TASK REQUIREMENTS:
Reproduce the records below exactly as they appear, omitting any pictures they contain.

TASK MATERIAL:
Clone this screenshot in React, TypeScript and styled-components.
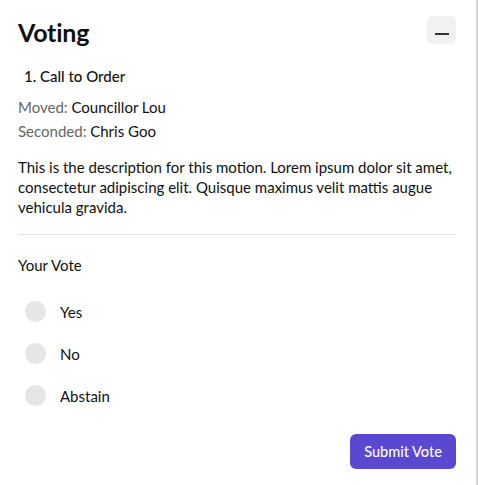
import React from "react";
import styled, { createGlobalStyle } from "styled-components";

const Global = createGlobalStyle`
  html, body { margin: 0; padding: 0; background: #fff; }
  body { font-family: Lato, "Noto Sans", sans-serif; color: #111; }
`;

const Panel = styled.div`
  box-sizing: border-box;
  width: 478px;
  height: 485px;
  padding: 16px 20px 16px 18px;
  border-right: 2px solid #d6d6d6;
  display: flex;
  flex-direction: column;
`;

const Header = styled.div`
  display: flex;
  justify-content: space-between;
  align-items: center;
  height: 32px;
`;

const Title = styled.h1`
  margin: 0;
  font-size: 25px;
  font-weight: 700;
  letter-spacing: -0.2px;
`;

const MinButton = styled.button`
  width: 29px;
  height: 28px;
  border: none;
  border-radius: 6px;
  background: #f1f1f3;
  display: flex;
  align-items: center;
  justify-content: center;
  padding: 0;
  margin-top: -4px;
  &::after {
    content: "";
    width: 14px;
    height: 2px;
    background: #333;
    margin-top: 8px;
  }
`;

const ItemTitle = styled.div`
  margin: 18px 0 0 6px;
  font-size: 15px;
  line-height: 20px;
  font-weight: 500;
`;

const Meta = styled.div`
  margin-top: 11px;
  display: flex;
  flex-direction: column;
  gap: 4px;
  font-size: 15px;
  line-height: 20px;
`;

const MetaLabel = styled.span`
  color: #666;
`;

const Description = styled.p`
  margin: 16px 0 0;
  font-size: 15px;
  line-height: 20px;
`;

const Divider = styled.hr`
  margin: 17px 0 0;
  border: none;
  border-top: 1px solid #e4e4e4;
`;

const Subhead = styled.div`
  margin-top: 20px;
  font-size: 15px;
  line-height: 20px;
`;

const Options = styled.div`
  margin-top: 26px;
  display: flex;
  flex-direction: column;
  gap: 21px;
  padding-left: 7px;
`;

const Option = styled.label`
  display: flex;
  align-items: center;
  gap: 14px;
  font-size: 15px;
  height: 21px;
`;

const Radio = styled.span`
  width: 21px;
  height: 21px;
  border-radius: 50%;
  background: #e6e6e6;
`;

const Footer = styled.div`
  margin-top: auto;
  display: flex;
  justify-content: flex-end;
`;

const Submit = styled.button`
  width: 106px;
  height: 35px;
  border: none;
  border-radius: 6px;
  background: #5a48d0;
  color: #fff;
  font-family: Lato, "Noto Sans", sans-serif;
  font-size: 14.5px;
  font-weight: 500;
`;

export default function App() {
  return (
    <>
      <Global />
      <Panel>
        <Header>
          <Title>Voting</Title>
          <MinButton aria-label="Minimize" />
        </Header>
        <ItemTitle>1. Call to Order</ItemTitle>
        <Meta>
          <div><MetaLabel>Moved:</MetaLabel> Councillor Lou</div>
          <div><MetaLabel>Seconded:</MetaLabel> Chris Goo</div>
        </Meta>
        <Description>
          This is the description for this motion. Lorem ipsum dolor sit amet,
          consectetur adipiscing elit. Quisque maximus velit mattis augue
          vehicula gravida.
        </Description>
        <Divider />
        <Subhead>Your Vote</Subhead>
        <Options>
          {["Yes", "No", "Abstain"].map((o) => (
            <Option key={o}>
              <Radio />
              {o}
            </Option>
          ))}
        </Options>
        <Footer>
          <Submit>Submit Vote</Submit>
        </Footer>
      </Panel>
    </>
  );
}
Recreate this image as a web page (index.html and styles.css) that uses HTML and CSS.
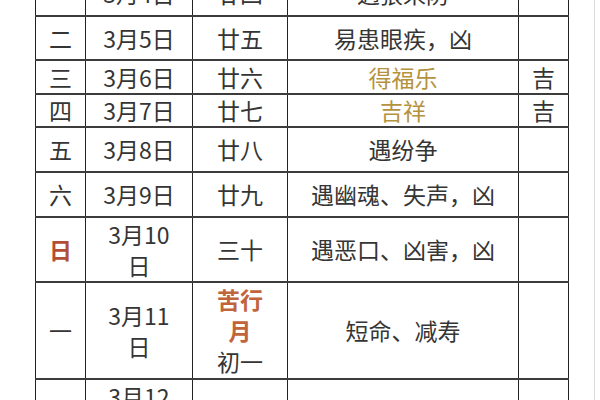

WRITTEN REPLY:
Clone this screenshot in React, TypeScript and styled-components.
import React from "react";
import styled, { createGlobalStyle } from "styled-components";

const Global = createGlobalStyle`
  html, body { margin: 0; padding: 0; background: #fff; }
  body { font-family: Lato, "Noto Sans", sans-serif; color: #111; }
`;

const Panel = styled.div`
  box-sizing: border-box;
  width: 478px;
  height: 485px;
  padding: 16px 20px 16px 18px;
  border-right: 2px solid #d6d6d6;
  display: flex;
  flex-direction: column;
`;

const Header = styled.div`
  display: flex;
  justify-content: space-between;
  align-items: center;
  height: 32px;
`;

const Title = styled.h1`
  margin: 0;
  font-size: 25px;
  font-weight: 700;
  letter-spacing: -0.2px;
`;

const MinButton = styled.button`
  width: 29px;
  height: 28px;
  border: none;
  border-radius: 6px;
  background: #f1f1f3;
  display: flex;
  align-items: center;
  justify-content: center;
  padding: 0;
  margin-top: -4px;
  &::after {
    content: "";
    width: 14px;
    height: 2px;
    background: #333;
    margin-top: 8px;
  }
`;

const ItemTitle = styled.div`
  margin: 18px 0 0 6px;
  font-size: 15px;
  line-height: 20px;
  font-weight: 500;
`;

const Meta = styled.div`
  margin-top: 11px;
  display: flex;
  flex-direction: column;
  gap: 4px;
  font-size: 15px;
  line-height: 20px;
`;

const MetaLabel = styled.span`
  color: #666;
`;

const Description = styled.p`
  margin: 16px 0 0;
  font-size: 15px;
  line-height: 20px;
`;

const Divider = styled.hr`
  margin: 17px 0 0;
  border: none;
  border-top: 1px solid #e4e4e4;
`;

const Subhead = styled.div`
  margin-top: 20px;
  font-size: 15px;
  line-height: 20px;
`;

const Options = styled.div`
  margin-top: 26px;
  display: flex;
  flex-direction: column;
  gap: 21px;
  padding-left: 7px;
`;

const Option = styled.label`
  display: flex;
  align-items: center;
  gap: 14px;
  font-size: 15px;
  height: 21px;
`;

const Radio = styled.span`
  width: 21px;
  height: 21px;
  border-radius: 50%;
  background: #e6e6e6;
`;

const Footer = styled.div`
  margin-top: auto;
  display: flex;
  justify-content: flex-end;
`;

const Submit = styled.button`
  width: 106px;
  height: 35px;
  border: none;
  border-radius: 6px;
  background: #5a48d0;
  color: #fff;
  font-family: Lato, "Noto Sans", sans-serif;
  font-size: 14.5px;
  font-weight: 500;
`;

export default function App() {
  return (
    <>
      <Global />
      <Panel>
        <Header>
          <Title>Voting</Title>
          <MinButton aria-label="Minimize" />
        </Header>
        <ItemTitle>1. Call to Order</ItemTitle>
        <Meta>
          <div><MetaLabel>Moved:</MetaLabel> Councillor Lou</div>
          <div><MetaLabel>Seconded:</MetaLabel> Chris Goo</div>
        </Meta>
        <Description>
          This is the description for this motion. Lorem ipsum dolor sit amet,
          consectetur adipiscing elit. Quisque maximus velit mattis augue
          vehicula gravida.
        </Description>
        <Divider />
        <Subhead>Your Vote</Subhead>
        <Options>
          {["Yes", "No", "Abstain"].map((o) => (
            <Option key={o}>
              <Radio />
              {o}
            </Option>
          ))}
        </Options>
        <Footer>
          <Submit>Submit Vote</Submit>
        </Footer>
      </Panel>
    </>
  );
}
Recreate this image as a web page (index.html and styles.css) that uses HTML and CSS.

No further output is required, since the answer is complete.